Конечно, московская экспозиция, где в ноябре 1902-го «Мир искусства» представил сразу 36 холстов и акварелей Врубеля, в том числе всех трех его живописных Демонов, ошеломила восприимчивых зрителей. «Колоссальная выставка!.. — восклицал в письме Андрей Белый. — Впервые увидел Врубеля, полно представленного („Сирень“, „Фауст“, „Демон“ и др.). Это в буквальном смысле гигант… А Бенуа мне говорил, что теперь, по его мнению, выше Врубеля нет никого, и он жалеет, что в своей „Истории русской живописи“ отвел Врубелю слишком скромное место». Но Александру Блоку, кажется, хватило одного «Демона поверженного», чтобы «с точки зрения интуитивной, от голоса музыки, поющего внутри» ощутить судьбоносную встречу и потом до конца жизни думать и говорить о Врубеле, искусством Врубеля как неким эталоном выверять линию своих дум, своей поэзии.
Чего стоит фраза тридцатилетнего Блока: «Если бы я обладал средствами Врубеля, я бы создал Демона; но всякий делает то, что ему назначено». Однако не будем увлекаться, остаток биографии Врубеля еще потребует прямых цитат из Блока. Ограничимся моментом открытия, когда поэт почувствовал, что Врубель его «затягивает и пугает реально, особенно когда вспомнишь, что с ним теперь», а Белый в новом драматизме блоковских стихов заметил «именно сродство с Врубелем». Родственность художника обнаружилась для Блока в их принадлежности к тем обреченным счастливцам, кому дано сквозь роковой жизненный хаос увидеть таинственный «клад, над которым расцветает цветок папоротника в июньскую полночь», кого влечет желание найти и сорвать прекрасный «голубой цветок».
Цветок? Михаил Врубель, много и бесподобно рисовавший розы, азалии, лилии, кампанулы, любил цветы не столь мистично, как молодые символисты. Он упивался их несравненной живой красотой. Музыкант Яновский вспоминает, как однажды на хуторе Михаил Александрович «затеял „оргию роз“. Мы нарвали в саду бесконечное количество роз, усеяли все столы, окна, люстры, причем Врубель проделывал все это с огромным увлечением». Но, может быть, дорога Врубеля в искусстве действительно с рождения была прочерчена наказом добыть из хаоса не логос, весьма актуально постигаемый изворотливым рассудком, а цветок. Не принцип управления миропорядком, а пленительно конкретный аргумент более щедрой естественной гармонии. В качестве социально-исторического ориентира цветок, пожалуй что, надежнее.
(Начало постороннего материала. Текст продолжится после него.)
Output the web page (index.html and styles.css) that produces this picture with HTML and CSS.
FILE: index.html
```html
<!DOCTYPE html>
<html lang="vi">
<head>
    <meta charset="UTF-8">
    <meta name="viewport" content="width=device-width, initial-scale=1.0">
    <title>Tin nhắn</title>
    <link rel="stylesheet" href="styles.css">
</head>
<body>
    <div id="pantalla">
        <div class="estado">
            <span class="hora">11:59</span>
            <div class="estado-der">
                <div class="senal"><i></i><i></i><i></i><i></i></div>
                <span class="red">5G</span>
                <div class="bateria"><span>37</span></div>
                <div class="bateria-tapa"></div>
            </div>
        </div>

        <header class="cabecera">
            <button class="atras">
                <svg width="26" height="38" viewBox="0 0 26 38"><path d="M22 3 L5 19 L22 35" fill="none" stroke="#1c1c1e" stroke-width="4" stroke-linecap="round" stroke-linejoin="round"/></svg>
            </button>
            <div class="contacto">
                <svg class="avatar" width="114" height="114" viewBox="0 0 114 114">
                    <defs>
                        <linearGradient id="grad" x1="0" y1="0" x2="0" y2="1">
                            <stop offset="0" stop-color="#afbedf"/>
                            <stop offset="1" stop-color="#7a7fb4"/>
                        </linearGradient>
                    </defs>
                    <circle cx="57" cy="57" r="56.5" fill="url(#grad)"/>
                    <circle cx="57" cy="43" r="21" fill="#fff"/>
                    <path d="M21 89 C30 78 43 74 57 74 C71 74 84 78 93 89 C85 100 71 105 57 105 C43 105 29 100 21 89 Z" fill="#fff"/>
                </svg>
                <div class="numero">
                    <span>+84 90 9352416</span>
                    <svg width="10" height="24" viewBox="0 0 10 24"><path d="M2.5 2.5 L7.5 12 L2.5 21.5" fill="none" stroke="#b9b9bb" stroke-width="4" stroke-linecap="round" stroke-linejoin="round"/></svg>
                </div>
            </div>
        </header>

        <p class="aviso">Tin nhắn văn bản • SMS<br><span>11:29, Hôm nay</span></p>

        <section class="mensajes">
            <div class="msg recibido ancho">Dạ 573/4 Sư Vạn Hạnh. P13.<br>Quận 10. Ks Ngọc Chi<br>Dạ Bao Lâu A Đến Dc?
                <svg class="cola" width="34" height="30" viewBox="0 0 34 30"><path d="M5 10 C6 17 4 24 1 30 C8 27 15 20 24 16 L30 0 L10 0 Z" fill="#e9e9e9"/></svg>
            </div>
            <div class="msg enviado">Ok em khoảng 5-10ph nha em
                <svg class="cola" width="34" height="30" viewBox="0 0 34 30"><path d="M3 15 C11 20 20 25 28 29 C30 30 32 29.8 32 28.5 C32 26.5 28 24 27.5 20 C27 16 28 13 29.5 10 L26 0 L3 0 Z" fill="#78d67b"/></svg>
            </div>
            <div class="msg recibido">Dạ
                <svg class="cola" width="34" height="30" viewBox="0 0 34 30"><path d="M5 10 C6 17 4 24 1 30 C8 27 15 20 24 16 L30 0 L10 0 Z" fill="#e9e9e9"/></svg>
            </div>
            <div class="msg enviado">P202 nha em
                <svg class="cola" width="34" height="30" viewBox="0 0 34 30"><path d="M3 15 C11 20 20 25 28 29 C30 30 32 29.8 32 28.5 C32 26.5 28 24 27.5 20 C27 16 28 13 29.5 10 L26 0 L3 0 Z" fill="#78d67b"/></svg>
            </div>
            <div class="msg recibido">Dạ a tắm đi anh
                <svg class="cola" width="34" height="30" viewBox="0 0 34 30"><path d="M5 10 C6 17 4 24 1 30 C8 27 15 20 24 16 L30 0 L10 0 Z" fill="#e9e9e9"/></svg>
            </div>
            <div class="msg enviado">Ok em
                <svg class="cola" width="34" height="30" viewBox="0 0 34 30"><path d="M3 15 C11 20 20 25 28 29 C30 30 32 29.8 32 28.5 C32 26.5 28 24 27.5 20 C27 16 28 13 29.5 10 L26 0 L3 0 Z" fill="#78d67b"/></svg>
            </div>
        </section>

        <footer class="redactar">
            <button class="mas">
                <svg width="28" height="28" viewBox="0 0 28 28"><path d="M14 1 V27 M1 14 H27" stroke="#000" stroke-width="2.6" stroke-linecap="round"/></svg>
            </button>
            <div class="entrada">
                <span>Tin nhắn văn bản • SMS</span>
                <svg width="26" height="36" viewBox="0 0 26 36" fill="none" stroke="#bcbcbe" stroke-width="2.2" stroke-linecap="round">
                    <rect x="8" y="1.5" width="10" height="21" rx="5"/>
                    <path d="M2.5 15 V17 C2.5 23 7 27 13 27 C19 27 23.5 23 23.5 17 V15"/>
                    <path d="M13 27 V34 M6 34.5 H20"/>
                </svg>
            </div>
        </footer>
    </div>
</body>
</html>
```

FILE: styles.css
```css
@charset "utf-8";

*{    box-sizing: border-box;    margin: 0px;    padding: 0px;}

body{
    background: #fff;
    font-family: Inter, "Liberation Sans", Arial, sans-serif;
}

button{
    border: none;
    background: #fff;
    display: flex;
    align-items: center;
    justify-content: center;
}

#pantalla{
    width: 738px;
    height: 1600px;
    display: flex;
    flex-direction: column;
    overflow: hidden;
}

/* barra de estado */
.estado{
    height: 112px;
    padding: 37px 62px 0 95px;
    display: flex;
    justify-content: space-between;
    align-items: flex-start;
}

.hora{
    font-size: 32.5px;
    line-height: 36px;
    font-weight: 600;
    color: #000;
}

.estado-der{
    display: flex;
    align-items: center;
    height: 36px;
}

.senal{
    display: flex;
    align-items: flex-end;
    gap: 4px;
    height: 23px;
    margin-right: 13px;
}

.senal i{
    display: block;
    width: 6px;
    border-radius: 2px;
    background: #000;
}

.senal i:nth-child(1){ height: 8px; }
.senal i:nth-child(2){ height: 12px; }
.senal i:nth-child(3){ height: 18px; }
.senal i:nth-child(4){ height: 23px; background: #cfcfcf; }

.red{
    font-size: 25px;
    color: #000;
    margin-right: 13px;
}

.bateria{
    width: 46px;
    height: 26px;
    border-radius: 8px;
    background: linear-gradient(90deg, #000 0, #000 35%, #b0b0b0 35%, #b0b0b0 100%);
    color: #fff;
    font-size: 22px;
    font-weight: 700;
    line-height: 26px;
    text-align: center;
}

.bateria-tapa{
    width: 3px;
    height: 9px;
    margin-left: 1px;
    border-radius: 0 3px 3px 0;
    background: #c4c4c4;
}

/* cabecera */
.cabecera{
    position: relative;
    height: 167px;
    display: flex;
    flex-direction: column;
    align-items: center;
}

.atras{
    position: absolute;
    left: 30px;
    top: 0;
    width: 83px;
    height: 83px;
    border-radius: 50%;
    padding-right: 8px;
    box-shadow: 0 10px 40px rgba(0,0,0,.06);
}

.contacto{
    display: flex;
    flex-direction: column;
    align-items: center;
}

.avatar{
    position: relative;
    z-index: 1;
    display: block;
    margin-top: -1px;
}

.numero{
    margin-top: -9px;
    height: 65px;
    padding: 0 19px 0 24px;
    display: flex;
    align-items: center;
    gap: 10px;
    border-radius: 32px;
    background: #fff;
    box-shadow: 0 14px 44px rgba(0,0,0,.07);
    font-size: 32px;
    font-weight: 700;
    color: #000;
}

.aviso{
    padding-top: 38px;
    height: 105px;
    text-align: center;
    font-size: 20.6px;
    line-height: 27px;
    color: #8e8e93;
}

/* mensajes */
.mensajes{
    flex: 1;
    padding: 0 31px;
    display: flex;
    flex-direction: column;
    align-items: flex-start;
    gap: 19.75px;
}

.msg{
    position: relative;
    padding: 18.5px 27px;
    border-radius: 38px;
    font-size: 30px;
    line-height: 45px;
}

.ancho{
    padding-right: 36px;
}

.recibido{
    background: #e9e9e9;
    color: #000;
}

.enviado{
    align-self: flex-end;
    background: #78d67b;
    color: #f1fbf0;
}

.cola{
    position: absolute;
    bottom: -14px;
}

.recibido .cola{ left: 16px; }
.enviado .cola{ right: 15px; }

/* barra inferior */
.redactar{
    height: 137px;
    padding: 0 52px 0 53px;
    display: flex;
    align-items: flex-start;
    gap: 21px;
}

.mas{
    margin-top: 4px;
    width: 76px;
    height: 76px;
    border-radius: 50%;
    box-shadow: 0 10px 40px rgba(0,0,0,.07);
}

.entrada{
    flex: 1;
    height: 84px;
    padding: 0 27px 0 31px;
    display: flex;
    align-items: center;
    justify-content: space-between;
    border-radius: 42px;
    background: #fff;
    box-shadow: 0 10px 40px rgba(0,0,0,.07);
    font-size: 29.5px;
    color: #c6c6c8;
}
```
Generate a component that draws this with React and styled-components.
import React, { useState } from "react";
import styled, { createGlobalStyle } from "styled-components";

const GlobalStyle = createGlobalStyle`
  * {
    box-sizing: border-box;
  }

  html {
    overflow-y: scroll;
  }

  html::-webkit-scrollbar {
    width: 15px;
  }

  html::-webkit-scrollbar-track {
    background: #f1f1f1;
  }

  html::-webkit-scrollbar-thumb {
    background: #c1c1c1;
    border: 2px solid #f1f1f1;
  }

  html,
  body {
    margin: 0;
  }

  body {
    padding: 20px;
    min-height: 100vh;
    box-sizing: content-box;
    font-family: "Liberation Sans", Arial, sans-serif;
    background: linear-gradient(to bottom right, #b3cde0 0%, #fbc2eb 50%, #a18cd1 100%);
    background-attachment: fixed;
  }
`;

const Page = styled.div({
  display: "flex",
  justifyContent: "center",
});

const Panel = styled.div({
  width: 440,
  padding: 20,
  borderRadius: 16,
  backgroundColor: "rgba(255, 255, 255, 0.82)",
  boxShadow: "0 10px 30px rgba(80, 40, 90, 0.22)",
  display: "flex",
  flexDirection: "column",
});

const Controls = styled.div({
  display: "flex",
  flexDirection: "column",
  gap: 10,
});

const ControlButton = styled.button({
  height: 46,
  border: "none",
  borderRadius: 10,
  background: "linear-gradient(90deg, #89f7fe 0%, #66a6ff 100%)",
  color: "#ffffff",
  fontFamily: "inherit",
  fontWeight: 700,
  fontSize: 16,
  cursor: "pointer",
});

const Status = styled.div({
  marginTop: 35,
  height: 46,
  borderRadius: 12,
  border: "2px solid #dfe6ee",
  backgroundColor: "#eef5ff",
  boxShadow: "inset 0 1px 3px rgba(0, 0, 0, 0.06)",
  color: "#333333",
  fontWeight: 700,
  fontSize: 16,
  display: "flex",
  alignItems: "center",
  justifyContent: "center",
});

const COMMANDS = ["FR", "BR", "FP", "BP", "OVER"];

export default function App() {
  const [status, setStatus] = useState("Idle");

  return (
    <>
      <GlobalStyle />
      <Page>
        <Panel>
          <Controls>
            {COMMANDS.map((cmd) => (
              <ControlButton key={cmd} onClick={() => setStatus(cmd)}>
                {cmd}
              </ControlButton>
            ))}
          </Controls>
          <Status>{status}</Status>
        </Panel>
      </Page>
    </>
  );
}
Плеяда молодых художников, творивших, так сказать, под знаком Врубеля («Врубель был нашей эпохой», — говорил Кузьма Петров-Водкин), демонстрировала свою поэтично-философскую пластику на знаменитых выставках «Алая роза» (1904), «Голубая роза» (1907).
У Константина Паустовского есть повесть «Золотая роза». Паустовский, писатель следующей эпохи, — феноменальное явление советской литературы. Непостижимо, как он умудрился в кроваво жестокие годы, десятилетия писать о нежном и красивом, светлом и теплом. Не читали? Ну, даже крохотный фрагмент его воспоминаний даст представление о стиле этого стойкого романтика. В отрывке речь как раз о «Демоне поверженном».
Паустовский рассказывает, как в Киеве отец, увлекавшийся фотографией, давал ему проявлять катушки с пленкой. На одной из них были московские снимки, в частности, «несколько снимков худого маленького человека в коротком пиджаке, с галстуком, завязанным бантом. Человек этот стоял около стены. На ней висела длинная узкая картина. Долго я не мог ничего разобрать на этой картине. Потом я наконец увидел худое горбоносое лицо с огромными печальными глазами. Лицо это было завалено птичьими перьями». Отец сказал, что это «Демон» Врубеля, а мальчик вспомнил их с отцом визит к приезжавшему в Киев художнику. Нервозный хвастун Врубель, говоривший о своих киевских росписях «вот это живопись!», тогда мальчику не понравился. «Демон» на снимке проявился неотчетливо.